5 Customising Appearance with theme_creel()

tidycreel provides a built-in theme and color palette to ensure your plots match the package’s visual style. These are designed for clean, publication-ready output.

Using the theme = "creel" argument

The autoplot() methods for estimates and schedules include a theme argument. Setting this to "creel" applies theme_creel() and uses the package’s primary colors automatically.

autoplot(cpue, theme = "creel", title = "CPUE with theme = 'creel'")

Manual Customisation

You can also apply theme_creel() manually to any ggplot object, including those returned by plot_design(). The creel_palette() function provides access to the individual hex codes.
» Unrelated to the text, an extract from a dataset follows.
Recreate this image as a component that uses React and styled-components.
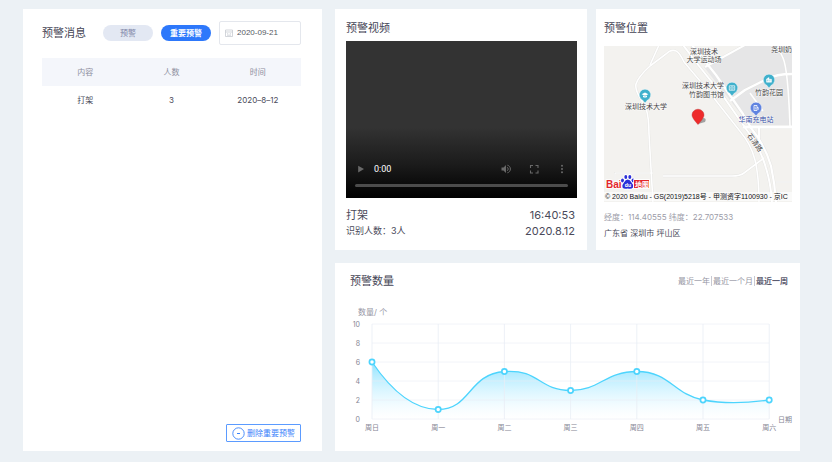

# Access individual colors
pal <- creel_palette()
pal[["primary"]]
#> [1] "#0b3b5e"

# Apply theme and colors manually
ggplot(example_counts, aes(x = day_type, y = effort_hours)) +
  geom_boxplot(fill = pal[["light"]], color = pal[["primary"]]) +
  theme_creel() +
  labs(title = "Manual Plot with tidycreel Styles")


Summary

Function Input class Returns
plot_design(design) creel_design bar chart (no counts) or jitter+crossbar (counts)
autoplot(schedule) creel_schedule monthly tile calendar
autoplot(estimates) creel_estimates point-and-errorbar plot
autoplot(length_dist) creel_length_distribution histogram-style bar chart
theme_creel() N/A ggplot2 theme object
creel_palette() N/A named character vector of hex colors

All plots accept a title = argument and return a ggplot object for further customisation with standard ggplot2 + syntax.